Sammy exercises her powers of observational skills and critical thinking to evaluate threats and gather information. After the girl reasons that “there really was something to worry about” if Grams “hadn’t been home all night” (79), she searches for clues in the bathroom and kitchen that confirm that her grandmother is most likely safe. She places her mind at ease and demonstrates her observational skills in Chapter 12 when she uses her binoculars to locate Grams at Graham’s home.

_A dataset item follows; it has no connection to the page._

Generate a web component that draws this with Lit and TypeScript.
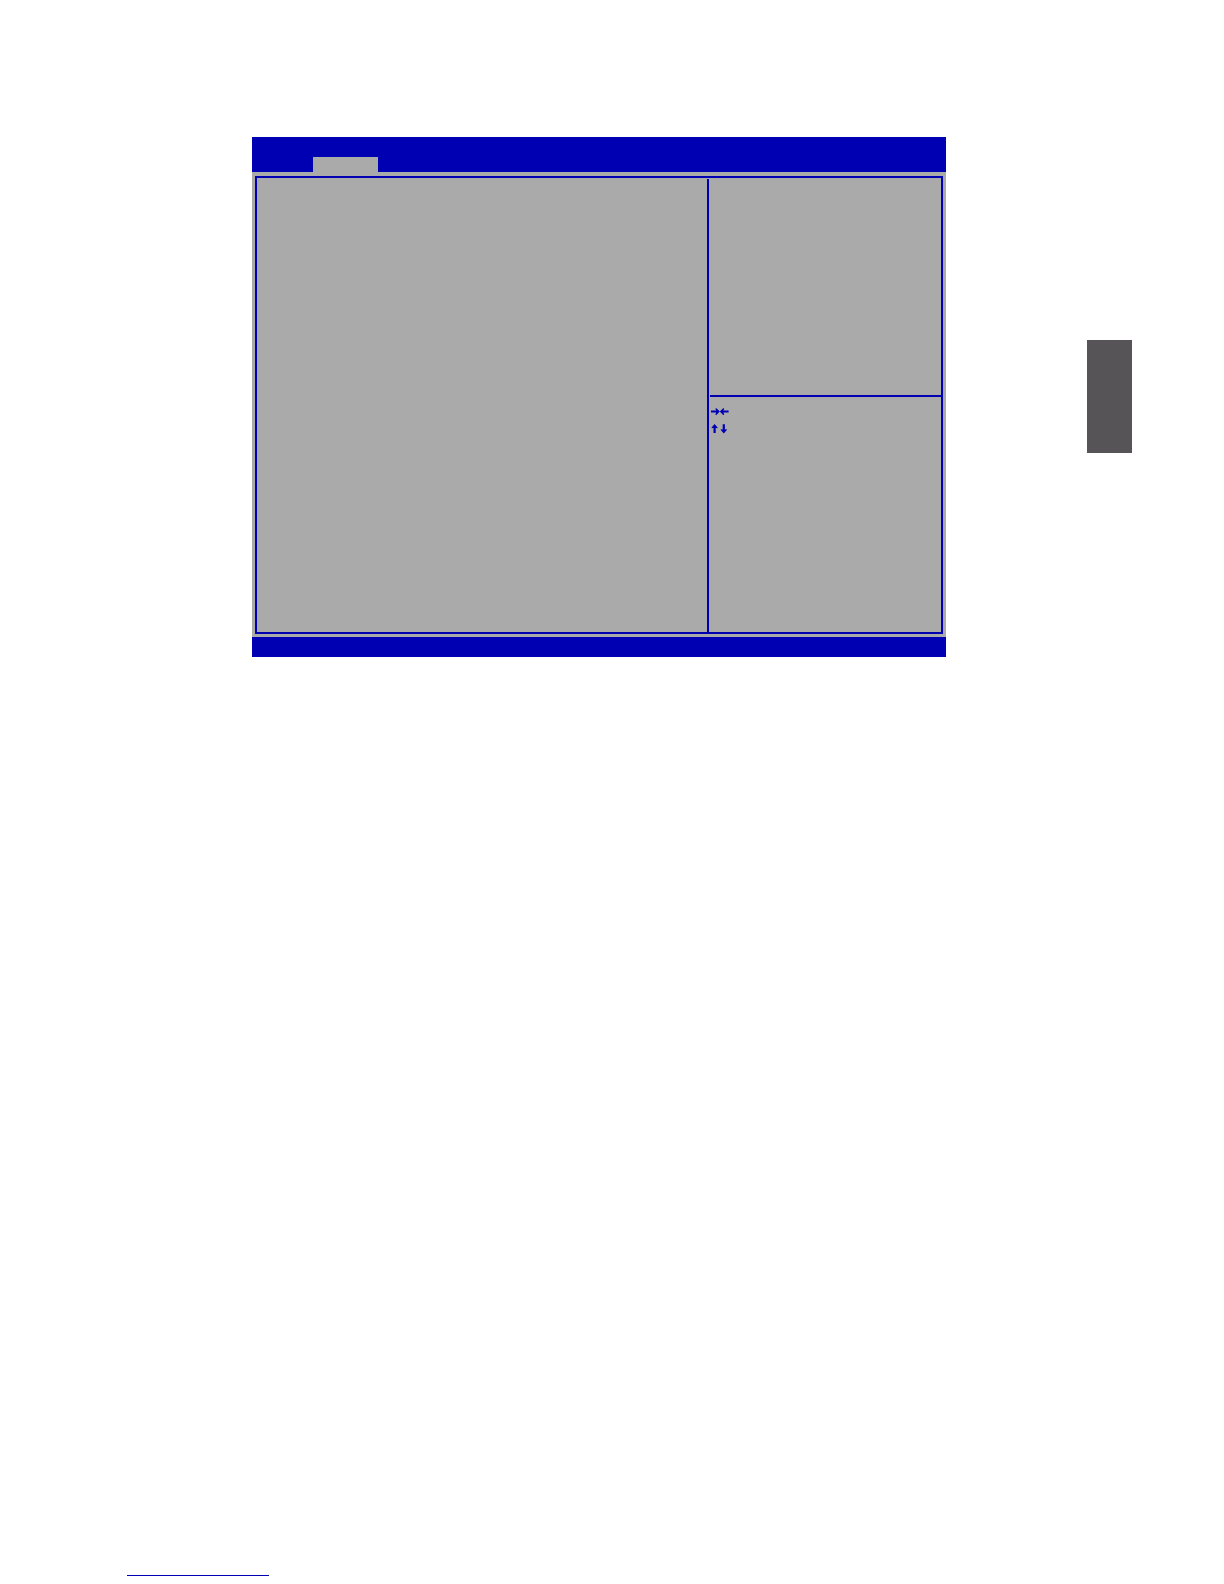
import { LitElement, html, css, svg } from "lit";
import { customElement, property } from "lit/decorators.js";

const HORIZONTAL = svg`
  <path d="M0 4.6H6M12 4.6H17.6" stroke="currentColor" stroke-width="2" />
  <path d="M4.4 1.4L5.4 1.2L8.8 4.6L5.4 8L4.4 7.8L5.4 4.6ZM13.2 1.4L12.2 1.2L8.8 4.6L12.2 8L13.2 7.8L12.2 4.6Z" fill="currentColor" />`;

const VERTICAL = svg`
  <path d="M3.6 9V3M12.8 0.2V6" stroke="currentColor" stroke-width="2.2" />
  <path d="M0.6 4.2V3.4L3.6 0L6.6 3.4V4.2L3.6 3.8ZM9.8 5.2V6L12.8 9.4L15.8 6V5.2L12.8 5.6Z" fill="currentColor" />`;

@customElement("key-arrows")
class KeyArrows extends LitElement {
  @property() axis = "horizontal";

  static styles = css`
    :host { display: block; }
    .icon { display: block; width: 18px; height: 10px; }
  `;

  render() {
    return html`<svg class="icon" viewBox="0 0 18 10" aria-hidden="true">
      ${this.axis === "horizontal" ? HORIZONTAL : VERTICAL}
    </svg>`;
  }
}

@customElement("setup-screen")
class SetupScreen extends LitElement {
  static styles = css`
    :host {
      --blue: #0000b3;
      --grey: #aaaaaa;
      display: flex;
      flex-direction: column;
      aspect-ratio: 694 / 520;
      background: var(--grey);
      color: var(--blue);
    }
    .menu {
      display: flex;
      align-items: flex-end;
      height: 35px;
      padding-left: 61px;
      background: var(--blue);
    }
    .tab {
      width: 65px;
      height: 15px;
      background: var(--grey);
    }
    .body {
      flex: 1;
      display: flex;
      padding: 4px 3px 3px;
    }
    .frame {
      flex: 1;
      display: grid;
      grid-template-columns: 450fr 234fr;
      padding-top: 1px;
      border: 2px solid var(--blue);
    }
    .side {
      display: grid;
      grid-template-rows: 216fr 237fr;
      padding-left: 1px;
      border-left: 2px solid var(--blue);
    }
    .keys {
      display: flex;
      flex-direction: column;
      gap: 7px;
      padding: 10px 1px;
      border-top: 2px solid var(--blue);
    }
    .status {
      height: 20px;
      background: var(--blue);
    }
  `;

  render() {
    return html`
      <div class="menu"><div class="tab"></div></div>
      <div class="body">
        <div class="frame">
          <div class="options"></div>
          <div class="side">
            <div class="help"></div>
            <div class="keys">
              <key-arrows axis="horizontal"></key-arrows>
              <key-arrows axis="vertical"></key-arrows>
            </div>
          </div>
        </div>
      </div>
      <div class="status"></div>
    `;
  }
}

@customElement("app-root")
class AppRoot extends LitElement {
  static styles = css`
    :host {
      display: flex;
      flex-direction: column;
      justify-content: space-between;
      box-sizing: border-box;
      min-height: 100vh;
      padding: 137px 92px 8px 127px;
      background: #ffffff;
      font-family: "Liberation Sans", sans-serif;
    }
    .sheet {
      display: flex;
      align-items: flex-start;
      gap: 141px;
      padding-left: 125px;
    }
    .screen { flex: 1; }
    .marker {
      width: 45px;
      height: 113px;
      margin-top: 203px;
      background: #565457;
    }
    .rule {
      width: 142px;
      height: 1px;
      background: #0000b3;
    }
  `;

  render() {
    return html`
      <main class="sheet">
        <setup-screen class="screen"></setup-screen>
        <div class="marker"></div>
      </main>
      <footer><div class="rule"></div></footer>
    `;
  }
}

These chapters provide important examples of the novel’s motifs. Marissa’s dialogue about family dinners in Chapter 10 contributes to the motif of sharing food: “I’m so tired of frozen dinners and Pop-Tarts. They always tell me I’ve got to be home for dinner, and then they don’t show up until eight o’clock or something” (75). By highlighting the value of the meals that Grams shares with Sammy, Marissa advocates for a greater appreciation of the importance of family. Chapter 13 contains a key moment for the motif of confined spaces. As she hides from Officer Borsch in Grams’s closet, Sammy fumes, “Why did everyone think I was a liar? Being trapped in the closet was starting to feel like being stuck in the Box, and suddenly all I wanted was to bust out from under all those shoes and hemlines and prove that I wasn’t lying” (98). This passage identifies a link between confining spaces and the limiting labels that adults place on the seventh grader. Thus, Sammy’s yearning to escape from confinement means not only liberating herself from physical confinements but also defending her reputation. In Chapter 12, Sammy’s binoculars advance the theme of observational skills by allowing her to spot Oscar cleaning his glasses from the mall’s roof. Although Sammy doesn’t realize the importance of this detail until the next section, it’s the critical clue that the mystery hinges on.